Quando o mundo era um século mais jovem, as equações de valores remanescentes do século XIX estavam em plena crise. A década de 1920 foi marcada por desconfigurações sociais que fizeram esse extrato temporal ser conhecido como “Anos Loucos”. Perante a falência de paradigmas humanistas, a 1ª Grande Guerra e pandemias como a da gripe espanhola, o hedonismo e uma certa filosofia da destruição passaram a fazer parte do “espírito da época”.
O historiador Nicolau Sevcenko avaliou os começos e desdobramentos dessa crise ontológica que afetou as subjetividades e a política. Esse esgotamento da chamada belle époque deixou as sociedades humanas órfãs de modelos organizacionais, culminando com o desmoronamento das democracias liberais em diversos lugares do mundo. Vertentes autoritárias do exercício do poder assumiram o comando de diversos Estados-Nação.
Palavras como “Nazismo”, “Fascismo”, “Guerra Total”, “Barbárie” e “Genocídio” se tornaram testemunhas que informam sobre o século passado. A rachadura é mensurável na medida em que esses conceitos se tornaram chaves essenciais para alguma compreensão sobre quase todo o restante do “breve século XX”. Quando a humanidade se viu em face de um horizonte turvo, passou a se aperfeiçoar em formas de controle ou de extermínio.
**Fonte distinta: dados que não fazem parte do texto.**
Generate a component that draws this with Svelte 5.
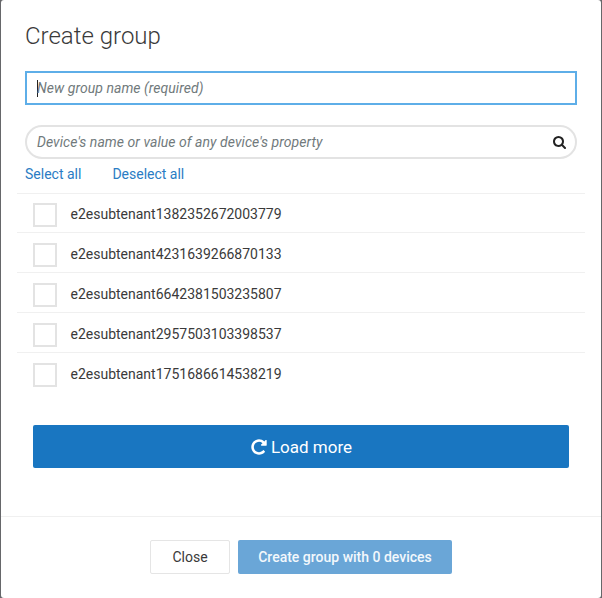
<script>
  const devices = [
    'e2esubtenant1382352672003779',
    'e2esubtenant4231639266870133',
    'e2esubtenant6642381503235807',
    'e2esubtenant2957503103398537',
    'e2esubtenant1751686614538219'
  ];
</script>

<div class="backdrop">
  <div class="modal">
    <main>
      <h1>Create group</h1>
      <div class="field name"><span class="caret"></span><span>New group name (required)</span></div>
      <div class="field search">
        <span>Device's name or value of any device's property</span>
        <svg width="13" height="14" viewBox="0 0 1664 1792"><path d="M1152 832q0-185-131.500-316.500t-316.500-131.500-316.500 131.500-131.500 316.500 131.500 316.500 316.500 131.500 316.500-131.500 131.500-316.500zm512 832q0 52-38 90t-90 38q-54 0-90-38l-343-342q-179 124-399 124-143 0-273.500-55.500t-225-150-150-225-55.500-273.500 55.500-273.500 150-225 225-150 273.500-55.500 273.500 55.500 225 150 150 225 55.500 273.500q0 220-124 399l343 343q37 37 37 90z" /></svg>
      </div>
      <nav><a href="#all">Select all</a><a href="#none">Deselect all</a></nav>
      <ul>
        {#each devices as device}
          <li><span class="box"></span><span class="label">{device}</span></li>
        {/each}
      </ul>
      <button class="more">
        <svg width="18" height="18" viewBox="0 0 1792 1792"><path d="M1664 256v448q0 26-19 45t-45 19h-448q-42 0-59-40-17-39 14-69l138-138q-148-137-349-137-104 0-198.500 40.500t-163.500 109.500-109.500 163.500-40.500 198.500 40.500 198.500 109.500 163.500 163.500 109.500 198.500 40.500q119 0 225-52t179-147q7-10 23-12 15 0 25 9l137 138q9 8 9.500 20.500t-7.500 22.500q-109 132-264 204.500t-327 72.500q-156 0-298-61t-245-164-164-245-61-298 61-298 164-245 245-164 298-61q147 0 284.500 55.500t244.500 156.500l130-129q29-31 70-14 39 17 39 59z" /></svg>
        <span>Load more</span>
      </button>
    </main>
    <footer>
      <button class="close">Close</button>
      <button class="create">Create group with 0 devices</button>
    </footer>
  </div>
</div>

<style>
  :global(body) { overflow: hidden; }
  * { box-sizing: border-box; }
  .backdrop {
    width: 602px;
    height: 598px;
    padding: 0 1px;
    background: #66676a;
    font: 14px/20px Roboto, sans-serif;
    color: #3a3a3a;
  }
  .modal {
    height: 598px;
    background: #fff;
    border-radius: 3px;
    display: flex;
    flex-direction: column;
  }
  main { height: 516px; padding: 20px 24px 0; }
  h1 {
    margin: 0 0 19px;
    height: 32px;
    font-size: 24px;
    line-height: 32px;
    font-weight: 300;
  }
  .field {
    height: 34px;
    display: flex;
    align-items: center;
    padding: 0 10px;
    border: 2px solid #e3e3e3;
    font-style: italic;
    letter-spacing: 0.05px;
    color: #717a7c;
  }
  .name { border-color: #5eaee8; margin-bottom: 20px; }
  .caret { width: 1px; height: 17px; margin-right: -1px; background: #222; }
  .search { border-radius: 17px; justify-content: space-between; padding-right: 9px; }
  .search svg { fill: #222; }
  nav { display: flex; gap: 31px; height: 34px; padding-top: 5px; }
  a { color: #2a7cc4; text-decoration: none; }
  ul { list-style: none; margin: 0 -8px; padding: 0; }
  li {
    height: 40px;
    display: flex;
    align-items: flex-start;
    gap: 13.5px;
    padding: 9px 0 0 16px;
    border-top: 1px solid #f0f0f0;
  }
  li + li { padding-top: 10px; }
  li:first-child { height: 39px; }
  .box { width: 24px; height: 24px; border: 2px solid #e3e3e3; }
  .label { margin-top: 1px; }
  li + li .label { margin-top: 1px; }
  button { font: inherit; padding: 0; cursor: pointer; }
  .more {
    width: 536px;
    height: 43px;
    margin: 33px 8px 0;
    display: flex;
    align-items: center;
    justify-content: center;
    gap: 3px;
    border: 0;
    border-radius: 2px;
    background: #1976c1;
    color: #fff;
    font-size: 17px;
  }
  .more svg { fill: #fff; }
  footer {
    flex: 1;
    display: flex;
    justify-content: center;
    gap: 8px;
    padding-top: 23px;
    border-top: 1px solid #f0f0f0;
  }
  footer button { height: 34px; border-radius: 2px; padding-bottom: 1px; }
  .close { width: 80px; border: 1px solid #e5e5e5; background: #fff; color: #3a3a3a; }
  .create { width: 214px; border: 0; background: #6aa6d7; color: #f3f8fc; font-weight: 500; }
</style>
A razão humana não tem sido favorável ao que não pode classificar, nomear; a dessintonia lhe é intolerável. Modos de subjetivação reacionárias e/ou autoritárias costumam emergir em momentos de crise, propondo iluminar o horizonte em troca de tipos de servidão. A imaginação de um outro mundo possível muitas vezes é ofuscada por retornos a tradições que insistem em voltar os seus holofotes que mais atordoam do que esclarecem.
É válido discutir a hipótese de que o mundo nunca se recuperou dos gigantescos massacres do passado, cujos destroços são os alicerces sobre os quais fincamos as colunas do que somos hoje. A década de 2020 iniciou com a eclosão de uma pandemia, potencializada por más gestões e um bombardeio de desinformação. No Brasil em particular, em meio a quinhentos mil cadáveres, um culto macabro ao poder festeja o genocídio.
O caráter contingencial da história humana não permite oráculos de grande exatidão. Não é possível estabelecer mecanicamente uma teleologia entre o século passado e o que estamos, mas é possível inferir que, em seus turnos, ambos racharam as suas vértebras. Quem habitou ou habita o tempo, viu-se em face a uma intensa neblina. No afã de organizar a realidade, o futuro frequentemente tem sido costurado de tal forma que pareça o passado.
Sevcenko indica um clímax muito significativo daquilo que seria o embaçamento da perspectiva característico de conjunturas angustiantes como a que vivemos:
E eis-nos de volta a noite. Não a noite heroica e bela. Nem a noite da tragédia também. Nem mesmo a noite da metafísica ou dos rituais com tochas e fachos de holofotes. Apenas uma noite qualquer, longa e exasperante, em que um tuberculoso insone, isolado no alto de um morro, sentia crescer a angústia da solidão. Ou quase solidão.
O vislumbre escatológico que esse trecho pode sugerir não é um futuro distópico ao qual estaríamos fadados. É mais uma tentativa de chamado a reflexão mais detida sobre alternativas históricas que privilegiam a criação e imaginação em detrimento de tradição e organização compulsória através de velhas formas enrijecidas, tantas vezes autoritárias e cruéis.
Referências:
HOBSBAWM, Eric J. A Era das Revoluções: Europa 1789-1848. Tradução de Maria Teresa Lopes Teixeira e Marcos Penchel. 4ª ed., Rio de Janeiro: Paz e Terra, 1982.
SEVCENKO, Nicolau. Orfeu extático na metrópole: São Paulo, sociedade e cultura nos frementes anos 20. São Paulo: companhia das letras, 1992.